**Data segment**:

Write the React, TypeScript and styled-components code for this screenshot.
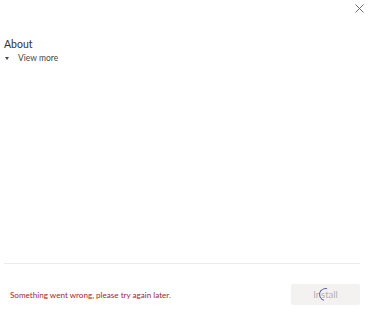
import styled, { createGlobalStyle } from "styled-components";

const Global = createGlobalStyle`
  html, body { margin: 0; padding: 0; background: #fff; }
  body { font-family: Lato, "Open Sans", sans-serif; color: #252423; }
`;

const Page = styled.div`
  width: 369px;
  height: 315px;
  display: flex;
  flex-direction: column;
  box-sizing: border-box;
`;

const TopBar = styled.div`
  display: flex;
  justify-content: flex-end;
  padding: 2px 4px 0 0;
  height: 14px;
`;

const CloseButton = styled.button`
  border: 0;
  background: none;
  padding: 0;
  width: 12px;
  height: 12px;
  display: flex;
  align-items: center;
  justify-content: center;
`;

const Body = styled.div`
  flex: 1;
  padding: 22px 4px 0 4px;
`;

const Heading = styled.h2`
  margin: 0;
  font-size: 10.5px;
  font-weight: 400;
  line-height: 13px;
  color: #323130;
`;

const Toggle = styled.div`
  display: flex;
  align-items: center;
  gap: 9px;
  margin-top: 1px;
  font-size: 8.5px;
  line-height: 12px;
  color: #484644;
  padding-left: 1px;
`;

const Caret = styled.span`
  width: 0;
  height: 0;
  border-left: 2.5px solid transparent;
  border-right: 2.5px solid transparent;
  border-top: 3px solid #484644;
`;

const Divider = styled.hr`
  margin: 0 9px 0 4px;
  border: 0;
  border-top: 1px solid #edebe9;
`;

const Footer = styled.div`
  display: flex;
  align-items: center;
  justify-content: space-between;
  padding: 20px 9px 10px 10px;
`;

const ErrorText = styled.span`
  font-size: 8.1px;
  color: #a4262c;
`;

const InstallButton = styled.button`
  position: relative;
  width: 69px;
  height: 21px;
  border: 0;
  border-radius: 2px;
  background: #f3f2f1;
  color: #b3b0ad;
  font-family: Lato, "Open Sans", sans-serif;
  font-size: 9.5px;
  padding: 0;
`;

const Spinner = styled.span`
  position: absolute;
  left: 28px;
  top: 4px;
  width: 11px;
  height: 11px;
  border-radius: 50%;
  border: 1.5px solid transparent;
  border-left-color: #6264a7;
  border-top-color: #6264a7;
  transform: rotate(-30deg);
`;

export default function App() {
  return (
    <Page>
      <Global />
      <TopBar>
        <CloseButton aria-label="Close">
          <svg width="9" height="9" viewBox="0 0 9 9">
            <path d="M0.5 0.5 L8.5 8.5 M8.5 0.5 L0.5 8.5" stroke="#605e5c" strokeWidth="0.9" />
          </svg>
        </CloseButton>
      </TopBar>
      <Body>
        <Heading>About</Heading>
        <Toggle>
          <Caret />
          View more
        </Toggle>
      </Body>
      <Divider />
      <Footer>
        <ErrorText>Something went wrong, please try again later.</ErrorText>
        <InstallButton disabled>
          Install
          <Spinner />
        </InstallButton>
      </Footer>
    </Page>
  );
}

**Exercise requirements**:
Transcribe the preceding listing in its entirety and with exact wording, leaving out pictures.

**Completed exercise**:
Write the React, TypeScript and styled-components code for this screenshot.
import styled, { createGlobalStyle } from "styled-components";

const Global = createGlobalStyle`
  html, body { margin: 0; padding: 0; background: #fff; }
  body { font-family: Lato, "Open Sans", sans-serif; color: #252423; }
`;

const Page = styled.div`
  width: 369px;
  height: 315px;
  display: flex;
  flex-direction: column;
  box-sizing: border-box;
`;

const TopBar = styled.div`
  display: flex;
  justify-content: flex-end;
  padding: 2px 4px 0 0;
  height: 14px;
`;

const CloseButton = styled.button`
  border: 0;
  background: none;
  padding: 0;
  width: 12px;
  height: 12px;
  display: flex;
  align-items: center;
  justify-content: center;
`;

const Body = styled.div`
  flex: 1;
  padding: 22px 4px 0 4px;
`;

const Heading = styled.h2`
  margin: 0;
  font-size: 10.5px;
  font-weight: 400;
  line-height: 13px;
  color: #323130;
`;

const Toggle = styled.div`
  display: flex;
  align-items: center;
  gap: 9px;
  margin-top: 1px;
  font-size: 8.5px;
  line-height: 12px;
  color: #484644;
  padding-left: 1px;
`;

const Caret = styled.span`
  width: 0;
  height: 0;
  border-left: 2.5px solid transparent;
  border-right: 2.5px solid transparent;
  border-top: 3px solid #484644;
`;

const Divider = styled.hr`
  margin: 0 9px 0 4px;
  border: 0;
  border-top: 1px solid #edebe9;
`;

const Footer = styled.div`
  display: flex;
  align-items: center;
  justify-content: space-between;
  padding: 20px 9px 10px 10px;
`;

const ErrorText = styled.span`
  font-size: 8.1px;
  color: #a4262c;
`;

const InstallButton = styled.button`
  position: relative;
  width: 69px;
  height: 21px;
  border: 0;
  border-radius: 2px;
  background: #f3f2f1;
  color: #b3b0ad;
  font-family: Lato, "Open Sans", sans-serif;
  font-size: 9.5px;
  padding: 0;
`;

const Spinner = styled.span`
  position: absolute;
  left: 28px;
  top: 4px;
  width: 11px;
  height: 11px;
  border-radius: 50%;
  border: 1.5px solid transparent;
  border-left-color: #6264a7;
  border-top-color: #6264a7;
  transform: rotate(-30deg);
`;

export default function App() {
  return (
    <Page>
      <Global />
      <TopBar>
        <CloseButton aria-label="Close">
          <svg width="9" height="9" viewBox="0 0 9 9">
            <path d="M0.5 0.5 L8.5 8.5 M8.5 0.5 L0.5 8.5" stroke="#605e5c" strokeWidth="0.9" />
          </svg>
        </CloseButton>
      </TopBar>
      <Body>
        <Heading>About</Heading>
        <Toggle>
          <Caret />
          View more
        </Toggle>
      </Body>
      <Divider />
      <Footer>
        <ErrorText>Something went wrong, please try again later.</ErrorText>
        <InstallButton disabled>
          Install
          <Spinner />
        </InstallButton>
      </Footer>
    </Page>
  );
}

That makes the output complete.